[BEGIN Data records]

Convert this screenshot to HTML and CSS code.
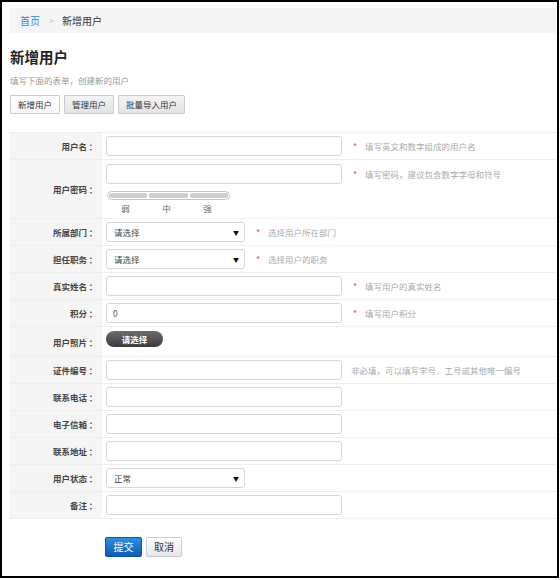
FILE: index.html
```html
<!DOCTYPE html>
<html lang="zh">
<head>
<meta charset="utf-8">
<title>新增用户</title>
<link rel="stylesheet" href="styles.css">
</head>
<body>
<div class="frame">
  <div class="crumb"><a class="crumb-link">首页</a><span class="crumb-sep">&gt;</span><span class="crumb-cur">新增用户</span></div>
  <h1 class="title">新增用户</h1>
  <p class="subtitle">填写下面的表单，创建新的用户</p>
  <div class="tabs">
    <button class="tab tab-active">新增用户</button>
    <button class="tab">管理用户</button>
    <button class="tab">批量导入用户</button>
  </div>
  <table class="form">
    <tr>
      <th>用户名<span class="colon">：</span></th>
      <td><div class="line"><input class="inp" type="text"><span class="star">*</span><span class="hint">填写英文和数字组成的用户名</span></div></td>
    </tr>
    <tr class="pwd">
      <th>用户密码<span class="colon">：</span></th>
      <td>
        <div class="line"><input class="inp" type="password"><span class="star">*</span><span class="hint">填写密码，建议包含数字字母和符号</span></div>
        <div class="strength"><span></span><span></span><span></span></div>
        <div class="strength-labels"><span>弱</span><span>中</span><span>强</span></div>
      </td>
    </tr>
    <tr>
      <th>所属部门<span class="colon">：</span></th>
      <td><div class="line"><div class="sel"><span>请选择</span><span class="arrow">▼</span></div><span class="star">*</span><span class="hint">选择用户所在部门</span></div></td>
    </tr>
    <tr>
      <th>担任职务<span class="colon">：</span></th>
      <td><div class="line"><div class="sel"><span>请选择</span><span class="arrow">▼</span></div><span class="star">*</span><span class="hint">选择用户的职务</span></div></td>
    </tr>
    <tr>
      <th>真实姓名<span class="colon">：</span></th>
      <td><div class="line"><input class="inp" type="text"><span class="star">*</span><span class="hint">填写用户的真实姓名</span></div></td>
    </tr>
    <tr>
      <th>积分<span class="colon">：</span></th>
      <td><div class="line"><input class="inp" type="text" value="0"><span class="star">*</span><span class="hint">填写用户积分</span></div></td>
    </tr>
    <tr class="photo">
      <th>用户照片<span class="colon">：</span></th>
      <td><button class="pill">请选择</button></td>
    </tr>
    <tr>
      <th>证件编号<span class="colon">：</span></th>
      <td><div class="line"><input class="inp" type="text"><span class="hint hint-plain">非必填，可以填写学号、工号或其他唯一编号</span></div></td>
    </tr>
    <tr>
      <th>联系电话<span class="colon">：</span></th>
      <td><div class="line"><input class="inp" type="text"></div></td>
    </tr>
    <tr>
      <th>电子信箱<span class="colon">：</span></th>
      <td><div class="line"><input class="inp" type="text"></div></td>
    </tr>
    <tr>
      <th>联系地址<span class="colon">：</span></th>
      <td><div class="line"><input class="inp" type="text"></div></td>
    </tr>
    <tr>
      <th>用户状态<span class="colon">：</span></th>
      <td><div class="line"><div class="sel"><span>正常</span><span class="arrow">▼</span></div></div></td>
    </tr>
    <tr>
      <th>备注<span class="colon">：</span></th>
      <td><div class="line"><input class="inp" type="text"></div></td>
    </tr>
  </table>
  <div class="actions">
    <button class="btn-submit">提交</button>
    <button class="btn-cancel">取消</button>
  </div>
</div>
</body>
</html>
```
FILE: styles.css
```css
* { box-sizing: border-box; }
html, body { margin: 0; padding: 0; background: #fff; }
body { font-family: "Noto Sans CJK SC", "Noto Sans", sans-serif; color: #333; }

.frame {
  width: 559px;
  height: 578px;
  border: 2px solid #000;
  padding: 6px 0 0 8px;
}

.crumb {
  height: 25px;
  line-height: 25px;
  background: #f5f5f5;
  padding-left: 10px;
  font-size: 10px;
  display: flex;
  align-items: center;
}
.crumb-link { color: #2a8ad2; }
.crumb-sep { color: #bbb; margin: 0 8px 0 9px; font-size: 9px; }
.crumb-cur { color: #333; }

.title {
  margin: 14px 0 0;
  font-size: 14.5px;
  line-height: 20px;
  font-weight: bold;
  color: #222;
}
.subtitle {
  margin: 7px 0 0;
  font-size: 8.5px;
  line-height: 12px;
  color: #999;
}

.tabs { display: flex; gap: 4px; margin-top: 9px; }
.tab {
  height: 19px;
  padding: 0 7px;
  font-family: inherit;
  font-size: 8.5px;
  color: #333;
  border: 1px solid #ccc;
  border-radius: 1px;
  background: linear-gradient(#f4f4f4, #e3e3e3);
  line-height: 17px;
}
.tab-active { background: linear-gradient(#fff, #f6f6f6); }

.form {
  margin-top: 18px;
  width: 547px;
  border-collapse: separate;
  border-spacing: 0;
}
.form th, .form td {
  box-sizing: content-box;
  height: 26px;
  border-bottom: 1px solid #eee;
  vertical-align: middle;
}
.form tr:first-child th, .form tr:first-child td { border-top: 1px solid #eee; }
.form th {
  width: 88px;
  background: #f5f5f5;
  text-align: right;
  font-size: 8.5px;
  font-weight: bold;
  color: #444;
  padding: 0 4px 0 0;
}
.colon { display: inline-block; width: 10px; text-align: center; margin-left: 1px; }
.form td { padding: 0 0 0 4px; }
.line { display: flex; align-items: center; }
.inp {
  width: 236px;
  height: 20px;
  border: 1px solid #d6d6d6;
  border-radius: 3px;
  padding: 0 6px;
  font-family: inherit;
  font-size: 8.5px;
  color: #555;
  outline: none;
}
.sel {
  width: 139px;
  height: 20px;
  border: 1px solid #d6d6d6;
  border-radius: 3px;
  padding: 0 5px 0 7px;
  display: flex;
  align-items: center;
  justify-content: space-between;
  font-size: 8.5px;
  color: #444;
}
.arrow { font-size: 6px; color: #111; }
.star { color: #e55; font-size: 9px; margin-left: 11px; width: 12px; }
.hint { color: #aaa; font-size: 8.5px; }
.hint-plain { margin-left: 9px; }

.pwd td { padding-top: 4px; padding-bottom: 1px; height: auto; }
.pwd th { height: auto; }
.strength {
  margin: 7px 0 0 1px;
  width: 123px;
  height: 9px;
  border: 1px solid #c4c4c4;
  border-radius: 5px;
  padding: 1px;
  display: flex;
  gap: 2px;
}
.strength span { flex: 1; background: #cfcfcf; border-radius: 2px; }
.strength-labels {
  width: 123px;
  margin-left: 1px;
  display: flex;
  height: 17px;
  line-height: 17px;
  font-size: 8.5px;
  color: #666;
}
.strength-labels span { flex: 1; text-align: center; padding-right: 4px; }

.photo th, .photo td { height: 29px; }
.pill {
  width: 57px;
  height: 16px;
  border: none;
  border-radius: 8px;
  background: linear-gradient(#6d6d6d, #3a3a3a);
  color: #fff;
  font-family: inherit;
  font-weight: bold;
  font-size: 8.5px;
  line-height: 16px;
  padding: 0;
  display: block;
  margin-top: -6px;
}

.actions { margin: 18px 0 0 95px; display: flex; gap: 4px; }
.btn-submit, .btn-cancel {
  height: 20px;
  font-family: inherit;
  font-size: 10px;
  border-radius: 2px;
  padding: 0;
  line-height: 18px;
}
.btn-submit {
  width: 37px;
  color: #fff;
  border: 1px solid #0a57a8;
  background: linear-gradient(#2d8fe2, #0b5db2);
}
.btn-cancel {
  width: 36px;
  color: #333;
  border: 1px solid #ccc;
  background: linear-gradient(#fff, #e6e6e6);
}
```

[END Data records]
[BEGIN Data records]

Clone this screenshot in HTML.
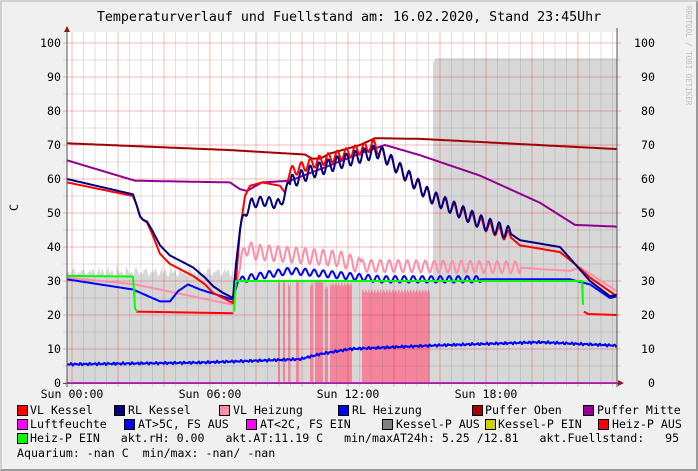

[END Data records]
[BEGIN Data records]

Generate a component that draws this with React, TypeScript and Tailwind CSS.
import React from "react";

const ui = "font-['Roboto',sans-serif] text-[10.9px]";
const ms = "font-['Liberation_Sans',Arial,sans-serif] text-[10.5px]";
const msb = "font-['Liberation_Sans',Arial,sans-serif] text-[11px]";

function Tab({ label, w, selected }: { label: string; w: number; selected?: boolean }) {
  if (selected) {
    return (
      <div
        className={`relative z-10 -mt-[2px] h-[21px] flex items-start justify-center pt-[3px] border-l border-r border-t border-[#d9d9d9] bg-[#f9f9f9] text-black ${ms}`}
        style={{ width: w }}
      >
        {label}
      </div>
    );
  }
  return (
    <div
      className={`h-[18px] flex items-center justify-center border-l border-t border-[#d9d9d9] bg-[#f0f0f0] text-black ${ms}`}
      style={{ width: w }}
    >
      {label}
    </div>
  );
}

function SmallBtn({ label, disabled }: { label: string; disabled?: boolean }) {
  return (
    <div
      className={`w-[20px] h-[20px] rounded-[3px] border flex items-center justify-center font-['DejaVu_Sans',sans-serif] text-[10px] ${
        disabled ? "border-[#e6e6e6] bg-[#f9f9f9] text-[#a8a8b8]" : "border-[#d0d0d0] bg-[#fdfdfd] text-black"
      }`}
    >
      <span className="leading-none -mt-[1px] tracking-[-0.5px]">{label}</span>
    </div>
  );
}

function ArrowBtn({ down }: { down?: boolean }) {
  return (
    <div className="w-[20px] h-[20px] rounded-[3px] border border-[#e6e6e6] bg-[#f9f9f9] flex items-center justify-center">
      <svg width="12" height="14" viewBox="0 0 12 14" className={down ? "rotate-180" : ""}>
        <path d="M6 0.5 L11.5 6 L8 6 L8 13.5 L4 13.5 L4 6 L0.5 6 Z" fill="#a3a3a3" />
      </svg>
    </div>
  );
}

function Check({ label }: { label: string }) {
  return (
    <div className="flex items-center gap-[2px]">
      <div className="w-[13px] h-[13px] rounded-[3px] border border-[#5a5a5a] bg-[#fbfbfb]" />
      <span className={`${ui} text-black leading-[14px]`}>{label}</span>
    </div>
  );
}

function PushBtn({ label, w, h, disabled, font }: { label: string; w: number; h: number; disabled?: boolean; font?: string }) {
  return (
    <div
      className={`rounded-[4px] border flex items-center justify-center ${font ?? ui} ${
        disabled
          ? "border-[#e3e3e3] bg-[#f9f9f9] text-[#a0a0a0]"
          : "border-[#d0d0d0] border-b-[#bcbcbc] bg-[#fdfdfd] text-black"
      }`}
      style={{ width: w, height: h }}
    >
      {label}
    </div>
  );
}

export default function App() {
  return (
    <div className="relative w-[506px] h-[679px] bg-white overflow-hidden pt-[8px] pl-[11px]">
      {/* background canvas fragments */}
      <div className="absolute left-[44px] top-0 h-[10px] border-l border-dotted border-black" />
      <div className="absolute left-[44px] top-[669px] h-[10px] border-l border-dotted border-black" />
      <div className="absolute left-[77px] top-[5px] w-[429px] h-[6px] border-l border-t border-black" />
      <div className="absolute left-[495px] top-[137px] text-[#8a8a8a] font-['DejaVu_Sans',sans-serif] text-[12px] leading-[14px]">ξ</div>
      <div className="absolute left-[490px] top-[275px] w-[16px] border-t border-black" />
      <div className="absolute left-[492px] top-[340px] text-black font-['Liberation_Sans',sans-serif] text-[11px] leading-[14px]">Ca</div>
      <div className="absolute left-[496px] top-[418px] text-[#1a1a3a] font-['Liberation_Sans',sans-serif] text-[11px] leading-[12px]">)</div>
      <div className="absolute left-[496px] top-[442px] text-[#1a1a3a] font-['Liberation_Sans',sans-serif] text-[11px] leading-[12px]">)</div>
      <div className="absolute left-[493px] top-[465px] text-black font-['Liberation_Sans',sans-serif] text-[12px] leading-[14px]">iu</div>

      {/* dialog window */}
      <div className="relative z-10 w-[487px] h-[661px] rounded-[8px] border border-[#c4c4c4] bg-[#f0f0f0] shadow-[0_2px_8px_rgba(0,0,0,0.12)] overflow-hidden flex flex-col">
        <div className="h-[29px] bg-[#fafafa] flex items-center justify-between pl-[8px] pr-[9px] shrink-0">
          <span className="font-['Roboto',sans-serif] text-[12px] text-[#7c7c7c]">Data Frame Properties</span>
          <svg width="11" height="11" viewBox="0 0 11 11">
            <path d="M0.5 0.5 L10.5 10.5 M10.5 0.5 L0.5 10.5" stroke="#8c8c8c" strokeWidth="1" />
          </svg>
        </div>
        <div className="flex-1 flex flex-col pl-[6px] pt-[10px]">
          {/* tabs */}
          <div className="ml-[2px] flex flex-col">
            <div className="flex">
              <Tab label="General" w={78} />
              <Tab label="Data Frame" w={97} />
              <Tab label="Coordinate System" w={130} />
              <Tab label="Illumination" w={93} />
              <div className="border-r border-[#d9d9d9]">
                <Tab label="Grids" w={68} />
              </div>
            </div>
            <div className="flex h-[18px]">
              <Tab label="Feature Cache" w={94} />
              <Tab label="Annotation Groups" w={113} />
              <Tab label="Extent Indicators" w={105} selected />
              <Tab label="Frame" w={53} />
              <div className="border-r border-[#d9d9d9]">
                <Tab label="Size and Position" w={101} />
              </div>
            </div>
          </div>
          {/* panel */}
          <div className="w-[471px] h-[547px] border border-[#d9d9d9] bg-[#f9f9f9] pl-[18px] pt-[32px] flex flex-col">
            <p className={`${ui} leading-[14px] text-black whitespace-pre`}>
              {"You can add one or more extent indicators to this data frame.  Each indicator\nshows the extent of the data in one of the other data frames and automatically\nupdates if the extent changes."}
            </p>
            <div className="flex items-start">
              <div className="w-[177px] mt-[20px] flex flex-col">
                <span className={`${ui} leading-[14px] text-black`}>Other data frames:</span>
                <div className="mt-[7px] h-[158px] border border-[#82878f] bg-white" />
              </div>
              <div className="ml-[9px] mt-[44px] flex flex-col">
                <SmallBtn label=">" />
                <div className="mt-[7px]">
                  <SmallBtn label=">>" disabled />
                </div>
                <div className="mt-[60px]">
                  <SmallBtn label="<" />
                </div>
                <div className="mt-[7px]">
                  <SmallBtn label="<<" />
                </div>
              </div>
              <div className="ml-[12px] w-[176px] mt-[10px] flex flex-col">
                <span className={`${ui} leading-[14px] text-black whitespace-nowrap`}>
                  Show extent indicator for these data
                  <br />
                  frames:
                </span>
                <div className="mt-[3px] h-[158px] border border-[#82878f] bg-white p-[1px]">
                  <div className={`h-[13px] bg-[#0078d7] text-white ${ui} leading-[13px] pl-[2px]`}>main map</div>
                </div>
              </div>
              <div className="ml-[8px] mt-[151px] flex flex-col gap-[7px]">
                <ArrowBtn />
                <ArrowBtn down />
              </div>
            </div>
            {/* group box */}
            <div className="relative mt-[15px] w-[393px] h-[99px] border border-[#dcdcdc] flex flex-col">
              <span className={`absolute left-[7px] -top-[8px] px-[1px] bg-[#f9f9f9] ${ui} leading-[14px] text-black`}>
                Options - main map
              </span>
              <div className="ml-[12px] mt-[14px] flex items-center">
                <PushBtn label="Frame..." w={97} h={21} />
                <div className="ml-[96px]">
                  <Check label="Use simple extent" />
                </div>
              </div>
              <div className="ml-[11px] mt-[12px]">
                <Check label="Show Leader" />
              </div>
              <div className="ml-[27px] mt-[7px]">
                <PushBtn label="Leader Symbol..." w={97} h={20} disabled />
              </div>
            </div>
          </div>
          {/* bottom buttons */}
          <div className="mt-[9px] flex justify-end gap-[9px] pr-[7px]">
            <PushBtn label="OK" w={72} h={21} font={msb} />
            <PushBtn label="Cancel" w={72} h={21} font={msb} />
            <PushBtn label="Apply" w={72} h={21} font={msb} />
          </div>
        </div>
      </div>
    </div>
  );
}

[END Data records]

All lines of the data above that include the word "this" must be shown.

Result of the exercise =
Convert this screenshot to HTML and CSS code.
Clone this screenshot in HTML.
Generate a component that draws this with React, TypeScript and Tailwind CSS.
              {"You can add one or more extent indicators to this data frame.  Each indicator\nshows the extent of the data in one of the other data frames and automatically\nupdates if the extent changes."}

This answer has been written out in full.